• What to do: Retype, please, the listing from its opening line through the line that contains "const red = '#d14b4b', green", both included, without the pictures.

• Data rows:

BEGIN

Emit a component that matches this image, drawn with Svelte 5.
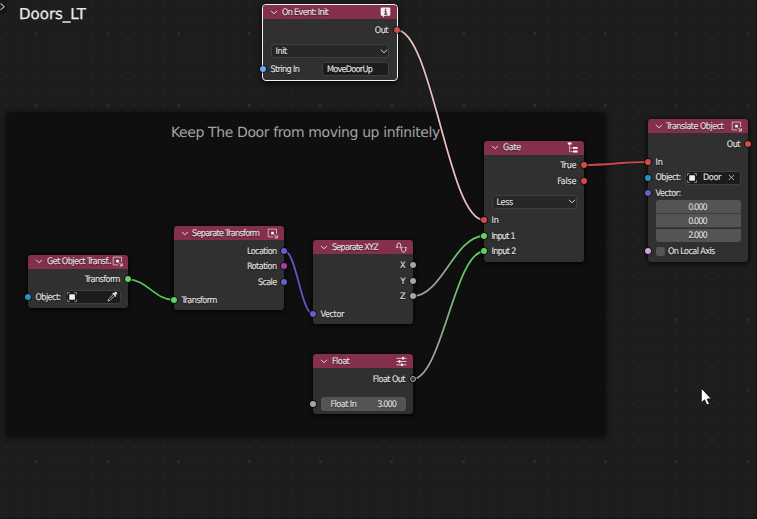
<script>
  const dots = Array.from({ length: 56 }, (_, i) => i);
  const gx = (i) => Math.round(6.9 + i * 14.24);
  const gy = (i) => Math.round(4.9 + i * 14.26);

  const red = '#d14b4b', green = '#63cf63', violet = '#6560c8', grey = '#a5a5a5';

  // cy: vertical centre of a row; w: label width
  const nodes = [
    { title: 'On Event: Init', tw: 46, tx: 19, icon: 'info', x: 263, y: 5, w: 133.5, h: 74.5, head: 14, active: true, rows: [
      { cy: 30, out: 'Out', w: 13, color: red },
      { cy: 51.3, select: 'Init', w: 11 },
      { cy: 69, label: 'String In', w: 28.5, color: '#6ca6f5', text: 'MoveDoorUp', vw: 45, fw: 67 }
    ] },
    { title: 'Gate', tw: 17.5, tx: 19, icon: 'tree', x: 484, y: 141, w: 99.5, h: 121, head: 13.5, rows: [
      { cy: 165.2, out: 'True', w: 15.5, color: red },
      { cy: 181.1, out: 'False', w: 18.5, color: red },
      { cy: 202, select: 'Less', w: 16 },
      { cy: 220.1, label: 'In', w: 6.5, color: red },
      { cy: 236, label: 'Input 1', w: 23.3, color: green },
      { cy: 251.5, label: 'Input 2', w: 24, color: green }
    ] },
    { title: 'Translate Object', tw: 57, tx: 18, icon: 'object', x: 648, y: 119, w: 99.5, h: 143, head: 14, rows: [
      { cy: 144, out: 'Out', w: 13, color: red },
      { cy: 162, label: 'In', w: 6.5, color: red },
      { cy: 177.5, label: 'Object:', w: 25, color: '#2c8fc4', object: 'Door', vw: 17.5, fw: 56 },
      { cy: 193, label: 'Vector:', w: 25, color: violet },
      { cy: 207.3, number: '0.000', vw: 18.5, pos: 'first' },
      { cy: 221.3, number: '0.000', vw: 18.5, pos: 'mid' },
      { cy: 235.3, number: '2.000', vw: 18.5, pos: 'last' },
      { cy: 251.4, check: 'On Local Axis', w: 46.5, color: '#cda4d8' }
    ] },
    { title: 'Separate Transform', tw: 67, tx: 18, icon: 'object', x: 174, y: 226, w: 110.2, h: 84, head: 14, rows: [
      { cy: 251, out: 'Location', w: 29.5, color: violet },
      { cy: 266.4, out: 'Rotation', w: 29.5, color: '#b03aa5' },
      { cy: 282.1, out: 'Scale', w: 18.5, color: violet },
      { cy: 300, label: 'Transform', w: 35, color: green }
    ] },
    { title: 'Get Object Transf..', tw: 64, tx: 19, icon: 'object', x: 28, y: 255, w: 99.5, h: 52.5, head: 13.5, rows: [
      { cy: 279.3, out: 'Transform', w: 35, color: green },
      { cy: 297, label: 'Object:', w: 25, color: '#2c8fc4', object: '', fw: 56 }
    ] },
    { title: 'Separate XYZ', tw: 46, tx: 19, icon: 'wave', x: 313, y: 240.3, w: 99.5, h: 84.2, head: 13.7, rows: [
      { cy: 265.1, out: 'X', w: 5.5, color: grey },
      { cy: 280.9, out: 'Y', w: 5.5, color: grey },
      { cy: 296.3, out: 'Z', w: 5.5, color: grey },
      { cy: 314.2, label: 'Vector', w: 23, color: violet }
    ] },
    { title: 'Float', tw: 17, tx: 19, icon: 'sliders', x: 313, y: 354.3, w: 99.5, h: 59.7, head: 13.7, rows: [
      { cy: 379.1, out: 'Float Out', w: 32, color: grey, ring: true },
      { cy: 404.1, slider: 'Float In', w: 25.5, number: '3.000', vw: 19, color: grey }
    ] }
  ];

  const ROW = 14;
  const gap = (n, i) =>
    n.rows[i].cy - ROW / 2 - (i ? n.rows[i - 1].cy + ROW / 2 : n.y + n.head);

  const link = (x1, y1, x2, y2, c) => {
    const h = (x2 - x1) * 0.41;
    return { d: `M${x1} ${y1}C${x1 + h} ${y1} ${x2 - h} ${y2} ${x2} ${y2}`, c };
  };
  const wires = [
    link(396.5, 30, 484, 220, '#e6bcbc'),
    link(583.5, 165, 648, 162, '#c84a4a'),
    link(127.5, 279.3, 174, 300, '#5cc05f'),
    link(284.5, 251, 313, 314, '#615dbe'),
    link(412.5, 296.3, 484, 236, 'url(#mix)'),
    link(412.5, 379, 484, 251.5, 'url(#mix)')
  ];

  // Adjusts the tracking so that a label takes its given width.
  function fit(el, width) {
    const n = el.textContent.length;
    if (n < 2) return;
    const natural = el.getBoundingClientRect().width;
    const extra = (width + 0.8 - natural) / (n - 1);
    el.style.letterSpacing = extra + 'px';
    el.style.marginRight = -extra + 'px';
  }
</script>

{#snippet chevron()}
  <svg width="8" height="5" viewBox="0 0 8 5"><path d="M1 .8 4 3.8 7 .8" fill="none" stroke="#dedede" stroke-width="1" /></svg>
{/snippet}

{#snippet icon(kind)}
  <svg class="icon" width="11" height="11" viewBox="0 0 11 11" fill="none" stroke="#e6d5da">
    {#if kind === 'info'}
      <path d="M1.5.6h8q.8 0 .8.8v6.5q0 .8-.8.8H4.8L3 10.6 2.9 8.7H1.5q-.8 0-.8-.8V1.4Q.7.6 1.5.6Z" fill="#f0f0f0" stroke="none" />
      <path d="M5.6 1.7v1.2M4.5 4.2h1.3v2.9M4.3 7.2h2.9" stroke="#522334" stroke-width="1.2" />
    {:else if kind === 'object'}
      <path d="M9.5 6V1.1H1.2v7.8h5" stroke-width=".9" opacity=".85" />
      <rect x="4.2" y="3.8" width="2.6" height="2.6" fill="#fff" stroke="none" />
      <path d="M7.2 6.7 9.9 9.5M10.3 7.3v2.6H7.7" stroke-width="1" />
    {:else if kind === 'tree'}
      <path d="M2.5 2.5v7.1h3.4M2.5 6h3.4" stroke-width=".9" stroke-dasharray="1.3 .4" />
      <path d="M.8 1.5h3.8M6 5.9h4.6M6 9.5h4.6" stroke="#fff" stroke-width="1.8" />
    {:else if kind === 'wave'}
      <path d="M.8 6.2V4.6C1 2.4 1.6.9 2.9.9s1.9 1.5 2.1 4.2.5 5 2.5 5 2.5-1.5 2.5-3.6V5M.8 5.3h1.5M3.5 5.3H5M6.3 5.5h1M8.6 5.5H10" stroke-width="1" />
    {:else}
      <path d="M.5 2.3h10M.5 5.5h10M.5 8.8h10" stroke-width=".9" />
      <path d="M7 1.1v2.4M3.5 4.3v2.4M6 7.6V10" stroke="#fff" stroke-width="1.7" />
    {/if}
  </svg>
{/snippet}

{#snippet cube()}
  <svg class="cube" width="10" height="10" viewBox="0 0 10 10"><rect x="2.3" y="2.3" width="5.6" height="5.4" fill="#f0f0f0" /><path d="M.5 2.8V.5h2.3M7.2.5h2.3v2.3M9.5 7.2v2.3H7.2M2.8 9.5H.5V7.2" fill="none" stroke="#999" stroke-width=".8" /></svg>
{/snippet}

<main class="editor">
  <svg class="grid" width="757" height="519">
    {#each dots as i}
      {#each dots.slice(0, 38) as j}
        {#if i % 5 === 2 && j % 5 === 2}
          <rect x={gx(i) - 1} y={gy(j) - 1} width="3" height="3" fill="#2b2b2b" />
        {:else}
          <rect x={gx(i) - 1} y={gy(j) - 1} width="2" height="2" fill="#252525" />
        {/if}
      {/each}
    {/each}
  </svg>

  <section class="frame"><span use:fit={268.5}>Keep The Door from moving up infinitely</span></section>

  <svg class="wires" width="757" height="519" fill="none">
    <defs>
      <linearGradient id="mix" gradientUnits="userSpaceOnUse" x1="412" y1="0" x2="484" y2="0">
        <stop offset="0.3" stop-color="#a0a0a0" /><stop offset="0.75" stop-color="#60c963" />
      </linearGradient>
    </defs>
    {#each wires as wire}
      <path d={wire.d} stroke="#080808" stroke-opacity=".65" stroke-width="3.2" />
      <path d={wire.d} stroke={wire.c} stroke-width="1.8" />
    {/each}
  </svg>

  {#each nodes as n}
    <article class="node" class:active={n.active} style="left:{n.x}px;top:{n.y}px;width:{n.w}px;height:{n.h}px">
      <header style="height:{n.head}px">
        <div class="title" style="width:{n.tx - 7}px">{@render chevron()}</div>
        <span use:fit={n.tw}>{n.title}</span>
        {@render icon(n.icon)}
      </header>
      {#each n.rows as r, i}
        <div class="row" class:right={r.out} style="margin-top:{gap(n, i)}px">
          {#if r.color}
            <i class="socket" class:end={r.out} class:ring={r.ring} style="background-color:{r.ring ? '#303030' : r.color}"></i>
          {/if}
          {#if r.out}
            <span use:fit={r.w}>{r.out}</span>
          {:else if r.select}
            <div class="select"><span use:fit={r.w}>{r.select}</span>{@render chevron()}</div>
          {:else if r.slider}
            <div class="number slider"><span use:fit={r.w}>{r.slider}</span><span use:fit={r.vw}>{r.number}</span></div>
          {:else if r.number}
            <div class="number {r.pos}"><span use:fit={r.vw}>{r.number}</span></div>
          {:else if r.check}
            <b class="box"></b><span use:fit={r.w}>{r.check}</span>
          {:else}
            <span use:fit={r.w}>{r.label}</span>
            {#if r.text}
              <div class="field" style="width:{r.fw}px"><span use:fit={r.vw}>{r.text}</span></div>
            {:else if r.fw}
              <div class="field object" style="width:{r.fw}px">
                {@render cube()}
                {#if r.object}
                  <span use:fit={r.vw}>{r.object}</span>
                  <svg class="tail" width="7" height="7" viewBox="0 0 7 7"><path d="m.8.8 5.2 5.2M6 .8.8 6" stroke="#bdbdbd" stroke-width=".9" /></svg>
                {:else}
                  <svg class="tail dropper" width="11" height="11" viewBox="0 0 11 11"><path d="M6.3 3.4 1.5 8.1 1 10l1.9-.5 4.7-4.8" fill="none" stroke="#c8c8c8" stroke-width=".9" /><path d="m5.2 2.4 3.4 3.5.8-.8-.8-.8 1.3-1.2Q10.8 2.2 9.9 1.2T7.8 1L6.7 2.3 6 1.6Z" fill="#d6d6d6" /></svg>
                {/if}
              </div>
            {/if}
          {/if}
        </div>
      {/each}
    </article>
  {/each}

  <h1><span use:fit={66}>Doors_LT</span></h1>
  <svg class="toggle" width="8" height="14" viewBox="0 0 8 14"><path d="M0 0h4q3 0 3 3v8q0 3-3 3H0Z" fill="#171717" /><path d="m.5 3.5 3.7 3.2L.5 9.8" fill="none" stroke="#b4b4b4" stroke-width="1.1" /></svg>
  <svg class="cursor" width="13" height="20" viewBox="0 0 13 20"><path d="M1.2 1v15l3.3-3.1 2.4 5.2 2.6-1.2L7.2 12h4.3Z" fill="#fff" stroke="#111" stroke-width="1" /></svg>
</main>

<style>
  :global(body) { background: #1d1d1d; overflow: hidden; }
  .editor {
    position: relative;
    box-sizing: border-box;
    width: 757px;
    height: 519px;
    overflow: hidden;
    background: #1d1d1d;
    border-right: 1px solid #151515;
    border-bottom: 1px solid #151515;
    color: #e2e2e2;
    font: 14.5px/20px 'DejaVu Sans', sans-serif;
    text-rendering: geometricPrecision;
  }
  svg { display: block; flex: none; }
  span { white-space: pre; flex: none; }
  .node span { padding-top: 1.4px; -webkit-text-stroke: 0.12px #e2e2e2; }
  .grid, .wires { position: absolute; left: 0; top: 0; }
  .frame {
    position: absolute;
    left: 6px;
    top: 111.5px;
    width: 599.5px;
    height: 325px;
    box-sizing: border-box;
    padding: 11px 0 0 165px;
    border-radius: 4px;
    background: rgba(14, 14, 14, 0.97);
    box-shadow: 0 1px 7px rgba(0, 0, 0, 0.6);
    color: #a3a3a3;
    font-size: 14px;
    line-height: 20px;
  }
  .node {
    position: absolute;
    display: flex;
    flex-direction: column;
    border-radius: 3.5px;
    background: #303030;
    box-shadow: 0 1px 5px 1px rgba(0, 0, 0, 0.75);
    font: 9px/14px 'DejaVu Sans Condensed', 'DejaVu Sans', sans-serif;
    font-stretch: condensed;
    text-shadow: 0 1px 1px rgba(0, 0, 0, 0.6);
  }
  .active { box-shadow: 0 0 0 1px #f2f2f2, 0 2px 7px 1px rgba(0, 0, 0, 0.8); }
  header {
    display: flex;
    align-items: center;
    flex: none;
    box-sizing: border-box;
    padding: 0 6px 0 7px;
    border-radius: 3.5px 3.5px 0 0;
    background: #84304c;
  }
  .title { flex: none; }
  .icon { margin-left: auto; }
  .row {
    position: relative;
    display: flex;
    align-items: center;
    flex: none;
    height: 14px;
    padding: 0 7px 0 7.5px;
  }
  .active .row { padding-right: 8px; }
  .right { justify-content: flex-end; }
  .socket {
    position: absolute;
    left: -3px;
    top: 4px;
    width: 6px;
    height: 6px;
    border-radius: 50%;
    box-shadow: 0 0 0 0.8px rgba(0, 0, 0, 0.75);
  }
  .end { left: auto; right: -3px; }
  .ring { box-sizing: border-box; border: 1.4px solid #b0b0b0; }
  .select, .field, .number {
    display: flex;
    align-items: center;
    box-sizing: border-box;
    height: 14px;
    border: 1px solid #3f3f3f;
    border-radius: 3px;
    background: #272727;
  }
  .select { flex: 1; justify-content: space-between; padding: 0 0 0 4px; }
  .field { margin-left: auto; padding-left: 4.5px; background: #1c1c1c; }
  .object { padding: 0 4.5px 0 1.5px; }
  .cube { margin-right: 6px; }
  .tail { margin-left: auto; }
  .dropper { margin-right: -2.5px; }
  .number { flex: 1; justify-content: center; height: 13.5px; border: 0; background: #545454; }
  .first { border-radius: 3px 3px 0 0; }
  .mid { border-radius: 0; }
  .last { border-radius: 0 0 3px 3px; }
  .first, .mid { border-bottom: 1px solid #3c3c3c; height: 14px; }
  .slider { justify-content: space-between; padding: 0 8.5px 0 10px; }
  .box { width: 9.5px; height: 9.5px; margin-right: 3px; border-radius: 2px; background: #545454; }
  h1 {
    position: absolute;
    left: 19px;
    top: 4px;
    margin: 0;
    color: #e9e9e9;
    -webkit-text-stroke: 0.25px #e9e9e9;
    font-size: 15px;
    font-weight: 400;
    line-height: 20px;
  }
  .toggle { position: absolute; left: 0; top: 0; }
  .cursor { position: absolute; left: 700px; top: 387px; }
</style>
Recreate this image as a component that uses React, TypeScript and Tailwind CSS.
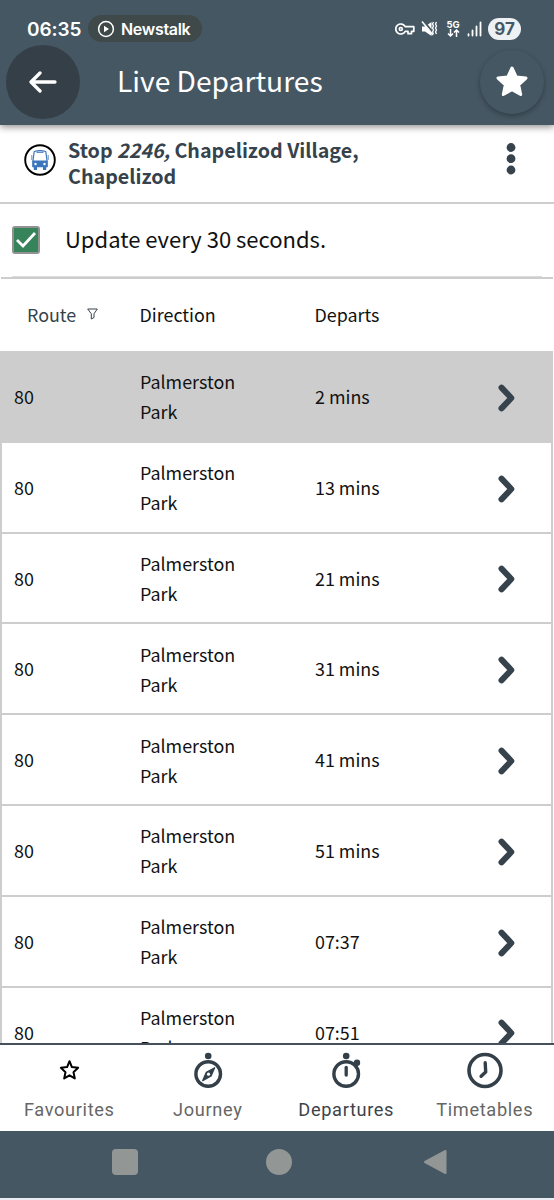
import type { ReactNode } from 'react';

type Departure = {
  route: string;
  direction: string;
  departs: string;
};

const departures: Departure[] = [
  { route: '80', direction: 'Palmerston Park', departs: '2 mins' },
  { route: '80', direction: 'Palmerston Park', departs: '13 mins' },
  { route: '80', direction: 'Palmerston Park', departs: '21 mins' },
  { route: '80', direction: 'Palmerston Park', departs: '31 mins' },
  { route: '80', direction: 'Palmerston Park', departs: '41 mins' },
  { route: '80', direction: 'Palmerston Park', departs: '51 mins' },
  { route: '80', direction: 'Palmerston Park', departs: '07:37' },
  { route: '80', direction: 'Palmerston Park', departs: '07:51' },
];

const StatusBar = () => (
  <div className="flex h-[45px] items-center pt-3 pl-[27px] pr-[33px] font-['Inter',sans-serif] text-white">
    <span className="w-[61px] pt-px text-[19px] leading-none font-semibold tracking-[-0.1px]">06:35</span>
    <div className="flex h-[27px] w-[114px] items-center rounded-full bg-[#3f4949] pl-[9px]">
      <svg width="18" height="18" viewBox="0 0 18 18" fill="none">
        <circle cx="9" cy="9" r="7.4" stroke="white" strokeWidth="1.5" />
        <path d="M7 5.8v6.4L12 9z" fill="white" />
      </svg>
      <span className="ml-[6px] text-[16px] leading-none font-semibold tracking-[-0.3px]">Newstalk</span>
    </div>
    <div className="ml-auto flex items-center">
      <svg width="20" height="14" viewBox="0 0 20 14" fill="none" stroke="white" strokeWidth="1.7">
        <path d="M10.2 4.7A5 5 0 1 0 10.2 9.3H13v2.4h3.5V9.3h2.3V4.7z" strokeLinejoin="round" />
        <circle cx="5.8" cy="7" r="1.5" />
      </svg>
      <svg className="ml-[6px]" width="17" height="18" viewBox="0 0 17 18">
        <path d="M1 6.5h3L10.5 2v14L4 11.500H1z" fill="white" />
        <path d="M2 0l11 14" stroke="#455763" strokeWidth="2" />
        <path d="M1 1.500l11 13.500" stroke="white" strokeWidth="1.600" />
        <path d="M12.500 2l-1 2 1 2-1 2 1 2-1 2 1 2M15.500 2l-1 2 1 2-1 2 1 2-1 2 1 2" fill="none" stroke="white" strokeWidth="1.300" />
      </svg>
      <div className="ml-[8px] flex w-[14px] flex-col items-center">
        <span className="text-[9.5px] leading-[9px] font-bold">5G</span>
        <svg width="13" height="8" viewBox="0 0 13 8" fill="none" stroke="white" strokeWidth="1.500">
          <path d="M3.500 0v7M1 4.500L3.500 7 6 4.500M9.500 8V1M7 3.500L9.500 1 12 3.500" />
        </svg>
      </div>
      <svg className="ml-[7px]" width="15" height="16" viewBox="0 0 15 16" stroke="white" strokeWidth="1.800" strokeLinecap="round">
        <path d="M1.500 13.200v1.300M5.500 9.500v5M9.500 5.500v9M13.500 1.500v13" />
      </svg>
      <span className="ml-[6px] flex h-[22px] w-[33px] items-center justify-center rounded-full bg-[#eef1f4] pt-px text-[17px] leading-none font-bold text-[#455763]">97</span>
    </div>
  </div>
);

const BusIcon = () => (
  <svg width="32" height="32" viewBox="0 0 32 32">
    <circle cx="16" cy="16" r="14.800" fill="white" stroke="black" strokeWidth="1.900" />
    <path d="M10.200 7.500Q16 5.800 21.800 7.500l1.200 9v6H9v-6z" fill="white" stroke="#3b76bd" strokeWidth="1.200" strokeLinejoin="round" />
    <path d="M12.500 8.300h7" stroke="#3b76bd" strokeWidth="1" />
    <path d="M8.400 16.500h15.200v6.700H8.400zM9.800 23h3.200v3H9.800zM19 23h3.200v3H19z" fill="#3b76bd" />
    <path d="M7.800 11v5M24.200 11v5" stroke="#3b76bd" strokeWidth="0.800" />
    <circle cx="11.500" cy="20" r="1.200" fill="white" />
    <circle cx="20.500" cy="20" r="1.200" fill="white" />
  </svg>
);

const Chevron = () => (
  <svg className="mt-[3px]" width="18" height="28" viewBox="0 0 18 28" fill="none" stroke="#36424c" strokeWidth="6" strokeLinecap="round" strokeLinejoin="round">
    <path d="M3.500 3.600l9.800 10.400-9.800 10.400" />
  </svg>
);

const DepartureRow = ({ departure, active }: { departure: Departure; active: boolean }) => (
  <div
    className={`grid h-[90.8px] shrink-0 grid-cols-[126px_175px_183px_1fr] items-center border-b-2 border-[#cdcdcd] pl-[12px] text-[17.9px] text-[#111] ${active ? 'bg-[#cdcdcd]' : 'bg-white'}`}
  >
    <span>{departure.route}</span>
    <span className="w-[110px] leading-[30px]">{departure.direction}</span>
    <span>{departure.departs}</span>
    <Chevron />
  </div>
);

const Tab = ({ label, active, children }: { label: string; active?: boolean; children: ReactNode }) => (
  <div className="flex flex-col items-center pt-[5px]">
    <svg width="42" height="42" viewBox="0 0 42 42" fill="none" stroke="#333f49">
      {children}
    </svg>
    <span className={`mt-[6px] text-[18.2px] leading-6 tracking-[0.65px] ${active ? 'text-[#3c444b]' : 'text-[#666]'}`}>
      {label}
    </span>
  </div>
);

const App = () => {
  return (
    <div className="flex h-[1200px] w-[554px] flex-col overflow-hidden bg-white font-['Noto_Sans_CJK_JP',sans-serif]">
      <header className="relative z-10 h-[125px] shrink-0 bg-[#455763] shadow-[0_2px_7px_rgba(0,0,0,0.45)]">
        <StatusBar />
        <div className="flex h-[74px] items-center pl-[6px] pr-[10px]">
          <button className="flex size-[74px] items-center justify-center rounded-full bg-[#353f48]">
            <svg width="28" height="22" viewBox="0 0 28 22" fill="none" stroke="white" strokeWidth="3.300" strokeLinecap="round" strokeLinejoin="round">
              <path d="M26 11H2M11 2L2 11l9 9" />
            </svg>
          </button>
          <h1 className="ml-[37px] pb-[4px] text-[28.2px] leading-none text-white">Live Departures</h1>
          <button className="ml-auto flex size-[64px] items-center justify-center rounded-full shadow-[0_2px_5px_rgba(0,0,0,0.3)]">
            <svg width="34" height="34" viewBox="0 0 34 34" fill="white" stroke="white" strokeWidth="3" strokeLinejoin="round">
              <path d="M17 3l4.200 9 9.800 1.100-7.300 6.700 2 9.700-8.700-4.900-8.700 4.900 2-9.700L3 13.100l9.800-1.100z" />
            </svg>
          </button>
        </div>
      </header>

      <section className="flex h-[79px] shrink-0 border-b-2 border-[#cdcdcd] pt-[12px] pl-[24px] pr-[38px]">
        <div className="mt-[7px]">
          <BusIcon />
        </div>
        <h2 className="ml-[12px] w-[320px] text-[19.7px] leading-[26px] font-bold text-[#36424c]">
          Stop <i>2246,</i> Chapelizod Village, Chapelizod
        </h2>
        <svg className="mt-[6px] ml-auto" width="10" height="32" viewBox="0 0 10 32" fill="#36424c">
          <circle cx="5" cy="4.500" r="4.400" />
          <circle cx="5" cy="15.700" r="4.400" />
          <circle cx="5" cy="27" r="4.400" />
        </svg>
      </section>

      <label className="flex h-[72px] shrink-0 items-center pl-[12px] text-[22px] text-[#111]">
        <span className="flex size-[28px] items-center justify-center rounded-[3px] border-2 border-[#929292] bg-[#37835a]">
          <svg width="22" height="18" viewBox="0 0 22 18" fill="none" stroke="white" strokeWidth="2.800">
            <path d="M2 9l6 6L20 2" />
          </svg>
        </span>
        <span className="ml-[25px] pb-[4px]">Update every 30 seconds.</span>
      </label>
      <div className="mx-[12px] h-[1px] shrink-0 bg-[#dcdcdc]" />
      <div className="mx-[1px] h-[2px] shrink-0 bg-[#cdcdcd]" />

      <div className="grid h-[72px] shrink-0 grid-cols-[112.5px_175px_1fr] items-center pl-[27px] pb-[1px] text-[17.9px] text-[#111]">
        <span className="flex items-center gap-[11px] text-[#36424c]">
          Route
          <svg width="11" height="12" viewBox="0 0 11 12" fill="none" stroke="#36424c">
            <path d="M.7 1h9.600L7 5.800v3.700L4.300 11V5.800z" />
          </svg>
        </span>
        <span>Direction</span>
        <span>Departs</span>
      </div>

      <main className="mr-[1px] flex min-h-0 flex-1 flex-col overflow-hidden border-x-2 border-t border-[#cdcdcd]">
        {departures.map((departure, i) => (
          <DepartureRow key={i} departure={departure} active={i === 0} />
        ))}
      </main>

      <nav className="grid h-[88px] shrink-0 grid-cols-4 border-t-2 border-[#46515b] bg-white font-['Roboto',sans-serif]">
        <Tab label="Favourites">
          <path d="M21.500 11.200l2.400 5.900 6.200.7-4.600 4.400 1.300 6.200-5.300-3.100-5.300 3.100 1.300-6.200-4.600-4.400 6.200-.7z" stroke="black" strokeWidth="2" strokeLinejoin="round" />
        </Tab>
        <Tab label="Journey">
          <circle cx="21.200" cy="24" r="12.300" strokeWidth="3.400" />
          <circle cx="21.200" cy="6" r="3.300" fill="#333f49" stroke="none" />
          <path d="M27.700 17.700l-3.600 8.300-8.400 4.600 3.600-8.300z" fill="#333f49" strokeWidth="1.200" strokeLinejoin="round" />
          <circle cx="21.500" cy="24.200" r="1.600" fill="white" stroke="none" />
        </Tab>
        <Tab label="Departures" active>
          <circle cx="21.200" cy="24" r="12.300" strokeWidth="3.400" />
          <circle cx="21.200" cy="6" r="3.300" fill="#333f49" stroke="none" />
          <circle cx="32" cy="12.800" r="3.200" fill="#333f49" stroke="none" />
          <path d="M21.200 17.500v7.500" strokeWidth="3.300" strokeLinecap="round" />
        </Tab>
        <Tab label="Timetables">
          <circle cx="21" cy="20.500" r="16" strokeWidth="3.600" />
          <path d="M21.200 12.800l.5 9.200-4.600 4.300" strokeWidth="3.400" strokeLinecap="round" strokeLinejoin="round" />
        </Tab>
      </nav>

      <footer className="flex h-[67px] shrink-0 items-center bg-[#455763] pl-[112px] pb-[5px]">
        <span className="size-[26px] rounded-[4px] bg-[#929796]" />
        <span className="ml-[128px] size-[26px] rounded-full bg-[#929796]" />
        <svg className="ml-[131px]" width="24" height="26" viewBox="0 0 24 26">
          <path d="M22.500 2v22L2 13z" fill="#929796" stroke="#929796" strokeWidth="2" strokeLinejoin="round" />
        </svg>
      </footer>
      <div className="h-[2px] shrink-0 bg-[#e7edf2]" />
    </div>
  );
};

export default App;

END

• Response to this exercise:
Emit a component that matches this image, drawn with Svelte 5.
<script>
  const dots = Array.from({ length: 56 }, (_, i) => i);
  const gx = (i) => Math.round(6.9 + i * 14.24);
  const gy = (i) => Math.round(4.9 + i * 14.26);

  const red = '#d14b4b', green = '#63cf63', violet = '#6560c8', grey = '#a5a5a5';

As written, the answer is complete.